List each line of the data in which the string "html" appears.
>> start Data to process
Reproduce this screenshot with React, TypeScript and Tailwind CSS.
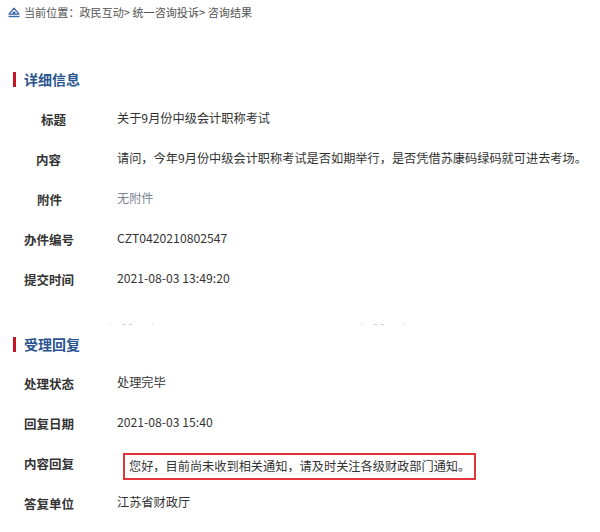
import React from "react"

const font = { fontFamily: '"Noto Sans CJK SC", "Noto Sans", sans-serif' }

const HomeIcon = () => (
  <svg width="12" height="11" viewBox="0 0 12 11" className="shrink-0">
    <path d="M6 1.2 L11 7.2 H1 Z" fill="none" stroke="#3b6aa8" strokeWidth="1.3" strokeLinejoin="round" />
    <rect x="4.6" y="4.6" width="2.8" height="2.6" fill="#3b6aa8" />
    <rect x="0.5" y="8.8" width="11" height="1.4" fill="#3b6aa8" />
  </svg>
)

const SectionTitle = ({ children }: { children: React.ReactNode }) => (
  <div className="flex items-center h-[20px]">
    <span className="w-[3px] h-[15px] bg-[#c4162a]" />
    <span className="ml-[8px] text-[14px] font-bold text-[#2a5590] leading-none">{children}</span>
  </div>
)

interface Row {
  label: string
  indent: string
  value: React.ReactNode
}

const InfoRow = ({ label, indent, value }: Row) => (
  <div className="flex items-center h-[40px]">
    <div className="w-[104px] shrink-0">
      <span className={`${indent} text-[12.5px] font-bold text-[#333]`}>{label}</span>
    </div>
    <div className="text-[12.2px] text-[#333] whitespace-nowrap">{value}</div>
  </div>
)

export default function App() {
  const detail: Row[] = [
    { label: "标题", indent: "ml-[28px]", value: "关于9月份中级会计职称考试" },
    {
      label: "内容",
      indent: "ml-[23px]",
      value: "请问，今年9月份中级会计职称考试是否如期举行，是否凭借苏康码绿码就可进去考场。",
    },
    { label: "附件", indent: "ml-[24px]", value: <span className="text-[#7b8494]">无附件</span> },
    { label: "办件编号", indent: "ml-[11px]", value: "CZT0420210802547" },
    { label: "提交时间", indent: "ml-[11px]", value: "2021-08-03 13:49:20" },
  ]

  const reply: Row[] = [
    { label: "处理状态", indent: "ml-[11px]", value: "处理完毕" },
    { label: "回复日期", indent: "ml-[11px]", value: "2021-08-03 15:40" },
    {
      label: "内容回复",
      indent: "ml-[11px]",
      value: (
        <div className="ml-[6px] mt-[8px] border-2 border-[#e2353b] px-[4px] h-[27px] flex items-center">
          您好，目前尚未收到相关通知，请及时关注各级财政部门通知。
        </div>
      ),
    },
    { label: "答复单位", indent: "ml-[11px]", value: "江苏省财政厅" },
  ]

  return (
    <div className="w-[600px] h-[532px] bg-white overflow-hidden pl-[13px]" style={font}>
      <div className="flex items-center h-[24px] -ml-[5px] gap-[4px] text-[11.1px] text-[#555]">
        <HomeIcon />
        <span>当前位置：政民互动&gt; 统一咨询投诉&gt; 咨询结果</span>
      </div>

      <div className="mt-[45px]">
        <SectionTitle>详细信息</SectionTitle>
      </div>
      <div className="mt-[9px]">
        {detail.map((r) => (
          <InfoRow key={r.label} {...r} />
        ))}
      </div>

      <div className="flex items-center h-[10px] mt-[21px]">
        <span className="ml-[96px] flex gap-[4px] items-center">
          <span className="w-[1px] h-[1px] bg-[#ccc]" />
          <span className="w-[3px] h-[1px] bg-[#ccc] ml-[8px]" />
          <span className="w-[3px] h-[1px] bg-[#ccc]" />
          <span className="w-[1px] h-[1px] bg-[#ccc] ml-[16px]" />
        </span>
        <span className="ml-[208px] flex gap-[4px] items-center">
          <span className="w-[1px] h-[1px] bg-[#ccc]" />
          <span className="w-[3px] h-[1px] bg-[#ccc] ml-[8px]" />
          <span className="w-[3px] h-[1px] bg-[#ccc]" />
          <span className="w-[1px] h-[1px] bg-[#ccc] ml-[16px]" />
        </span>
      </div>

      <div className="mt-[5px]">
        <SectionTitle>受理回复</SectionTitle>
      </div>
      <div className="mt-[8px]">
        {reply.map((r) => (
          <InfoRow key={r.label} {...r} />
        ))}
      </div>
    </div>
  )
}
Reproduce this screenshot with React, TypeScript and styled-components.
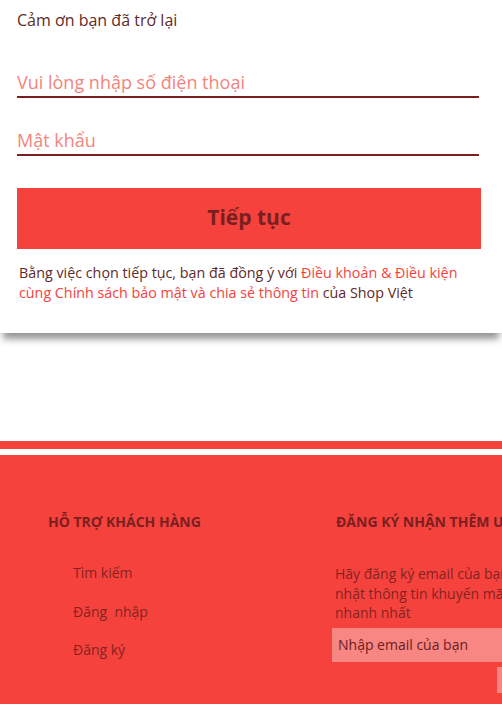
import React from "react";
import styled, { createGlobalStyle } from "styled-components";

const Global = createGlobalStyle`
  html, body { margin: 0; padding: 0; background: #fff; overflow: hidden; }
  body { font-family: "Open Sans", "Noto Sans", sans-serif; }
  * { box-sizing: border-box; }
`;

const RED = "#f6423d";
const DARK = "#7a1f1f";
const BROWN = "#5e2a2a";

const Page = styled.div`
  width: 502px;
  height: 704px;
  overflow: hidden;
  display: flex;
  flex-direction: column;
`;

const Card = styled.section`
  background: #fff;
  padding: 10px 21px 0 17px;
  height: 333px;
  box-shadow: 0 9px 7px -3px rgba(0, 0, 0, 0.42);
  position: relative;
  z-index: 1;
  display: flex;
  flex-direction: column;
`;

const Greeting = styled.div`
  font-size: 16px;
  line-height: 20px;
  color: ${BROWN};
`;

const Field = styled.input<{ $top: number }>`
  display: block;
  width: 462px;
  height: 36px;
  margin-top: ${(p) => p.$top}px;
  border: none;
  border-bottom: 2px solid ${DARK};
  outline: none;
  padding: 6px 0 0 0;
  font-family: inherit;
  font-size: 18px;
  color: ${BROWN};
  background: transparent;
  &::placeholder { color: #f5847e; }
`;

const Submit = styled.button`
  margin-top: 32px;
  width: 464px;
  height: 61px;
  border: none;
  padding: 0 0 3px 0;
  background: ${RED};
  color: ${DARK};
  font-family: inherit;
  font-weight: 700;
  font-size: 21px;
  cursor: pointer;
`;

const Terms = styled.p`
  margin: 14px 0 0 2px;
  font-size: 14.3px;
  line-height: 20px;
  color: ${BROWN};
  white-space: nowrap;
`;

const Link = styled.a`
  color: ${RED};
  text-decoration: none;
`;

const Spacer = styled.div`
  height: 108px;
  flex: none;
`;

const Stripe = styled.div`
  height: 8px;
  background: ${RED};
  flex: none;
`;

const Gap = styled.div`
  height: 6px;
  background: #fff;
  flex: none;
`;

const Footer = styled.footer`
  flex: 1;
  background: ${RED};
  display: grid;
  grid-template-columns: 288px 260px;
  padding: 57px 0 0 48px;
  color: ${DARK};
`;

const Column = styled.div`
  display: flex;
  flex-direction: column;
  white-space: nowrap;
`;

const Heading = styled.h3`
  margin: 0;
  font-size: 14px;
  line-height: 20px;
  font-weight: 700;
  color: ${DARK};
`;

const LinkList = styled.ul`
  list-style: none;
  margin: 31px 0 0 25px;
  padding: 0;
  display: flex;
  flex-direction: column;
  gap: 18.5px;
`;

const FooterLink = styled.li`
  font-size: 14px;
  line-height: 20px;
  color: #842222;
  white-space: pre;
`;

const Blurb = styled.p`
  margin: 32px 0 0 -1px;
  font-size: 14px;
  line-height: 19.5px;
  color: #842222;
`;

const EmailInput = styled.input`
  margin: 5px 0 0 -4px;
  width: 260px;
  height: 34px;
  border: none;
  outline: none;
  background: #f88682;
  padding: 0 6px;
  font-family: inherit;
  font-size: 14px;
  color: #6a2020;
  &::placeholder { color: #6a2020; }
`;

const SendButton = styled.button`
  margin: 5px 0 0 161px;
  width: 60px;
  height: 26px;
  border: none;
  background: #f88682;
`;

export default function App() {
  return (
    <Page>
      <Global />
      <Card>
        <Greeting>Cảm ơn bạn đã trở lại</Greeting>
        <Field $top={32} placeholder="Vui lòng nhập số điện thoại" />
        <Field $top={22} type="password" placeholder="Mật khẩu" />
        <Submit>Tiếp tục</Submit>
        <Terms>
          Bằng việc chọn tiếp tục, bạn đã đồng ý với <Link href="#">Điều khoản &amp; Điều kiện</Link>
          <br />
          <Link href="#">cùng Chính sách bảo mật và chia sẻ thông tin</Link> của Shop Việt
        </Terms>
      </Card>
      <Spacer />
      <Stripe />
      <Gap />
      <Footer>
        <Column>
          <Heading>HỖ TRỢ KHÁCH HÀNG</Heading>
          <LinkList>
            <FooterLink>Tìm kiếm</FooterLink>
            <FooterLink>Đăng  nhập</FooterLink>
            <FooterLink>Đăng ký</FooterLink>
          </LinkList>
        </Column>
        <Column>
          <Heading>ĐĂNG KÝ NHẬN THÊM ƯU ĐÃI</Heading>
          <Blurb>
            Hãy đăng ký email của bạn để cập
            <br />
            nhật thông tin khuyến mãi
            <br />
            nhanh nhất
          </Blurb>
          <EmailInput placeholder="Nhập email của bạn" />
          <SendButton aria-label="Gửi" />
        </Column>
      </Footer>
    </Page>
  );
}
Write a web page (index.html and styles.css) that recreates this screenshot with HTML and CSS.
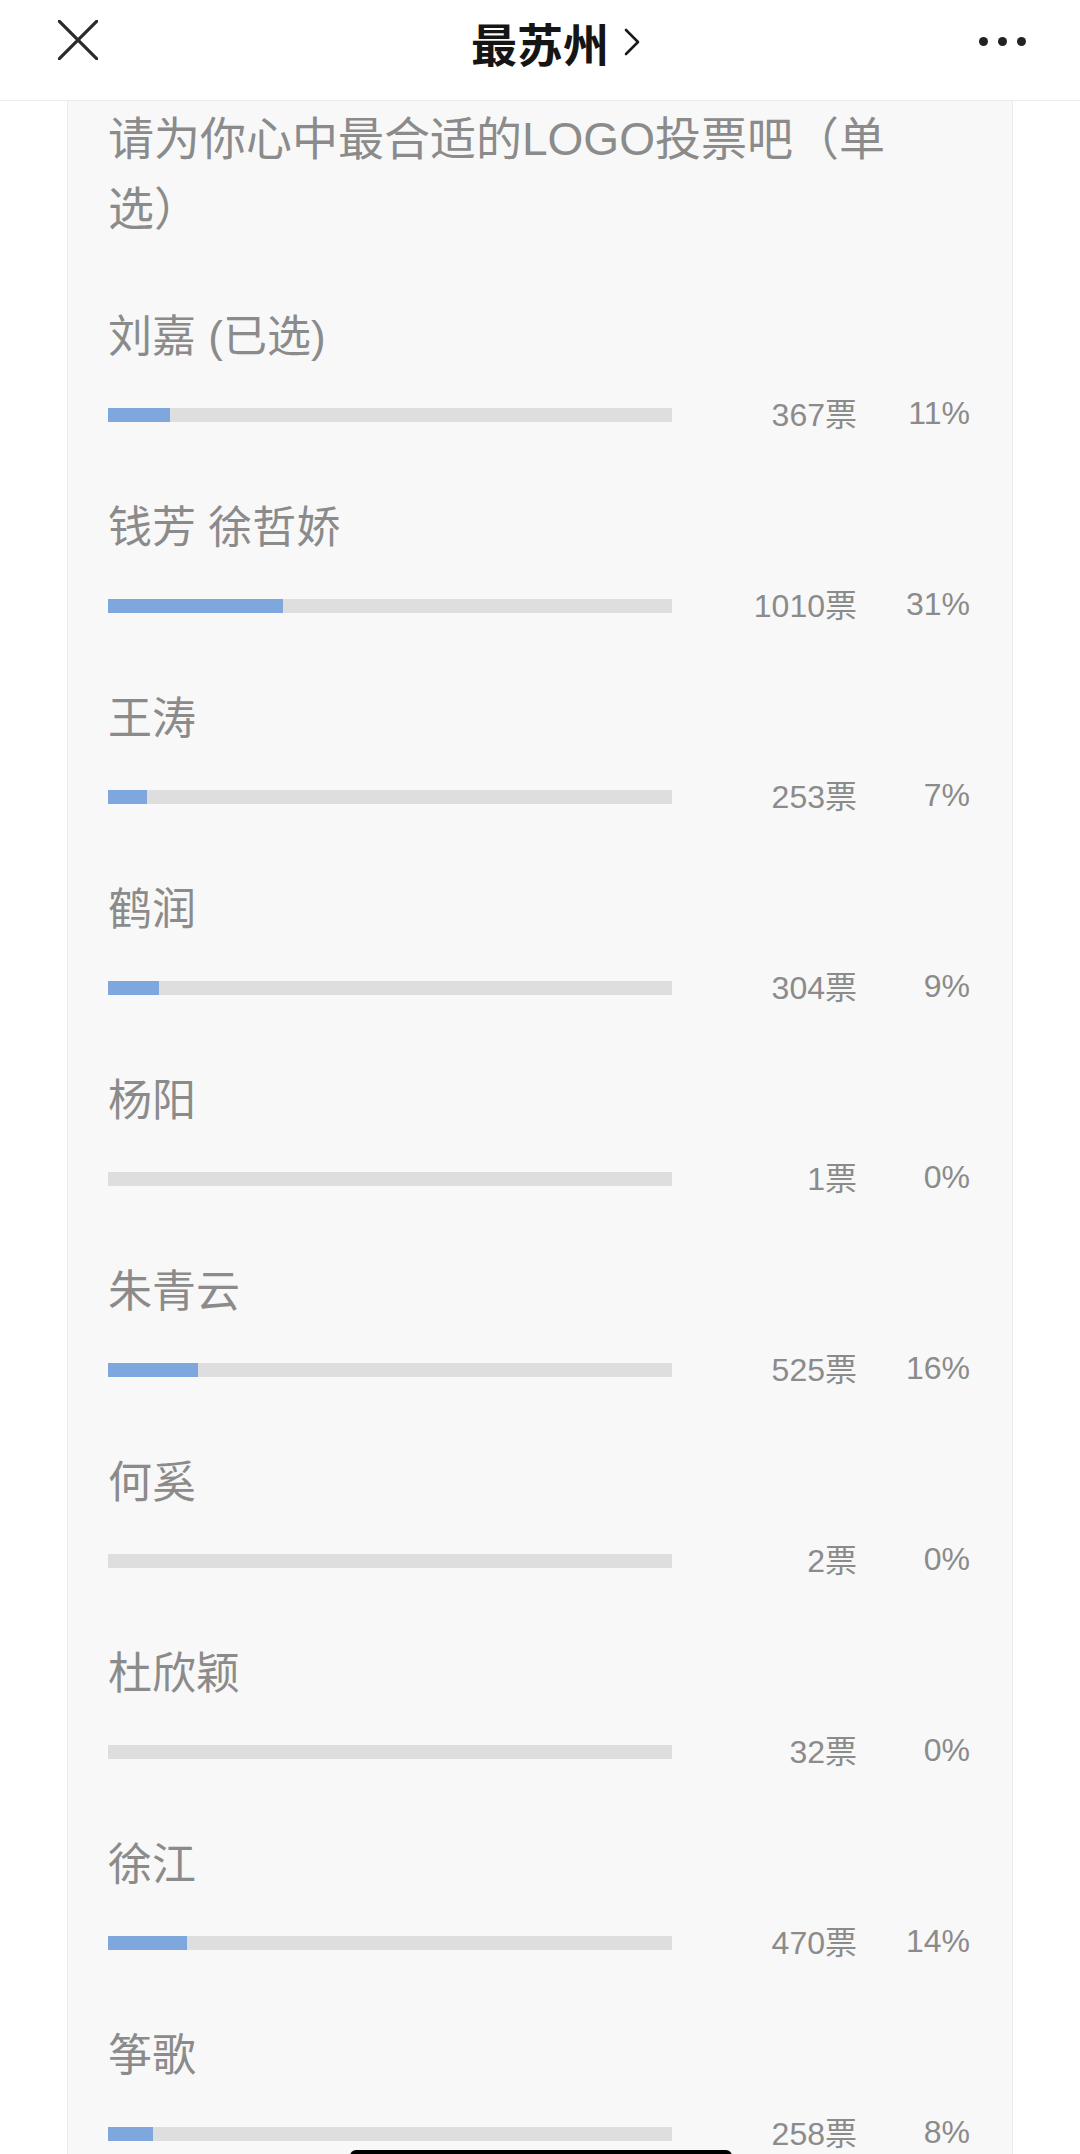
>> end Data to process
> **The output**
  html, body { margin: 0; padding: 0; background: #fff; overflow: hidden; }
Write a web page (index.html and styles.css) that recreates this screenshot with HTML and CSS.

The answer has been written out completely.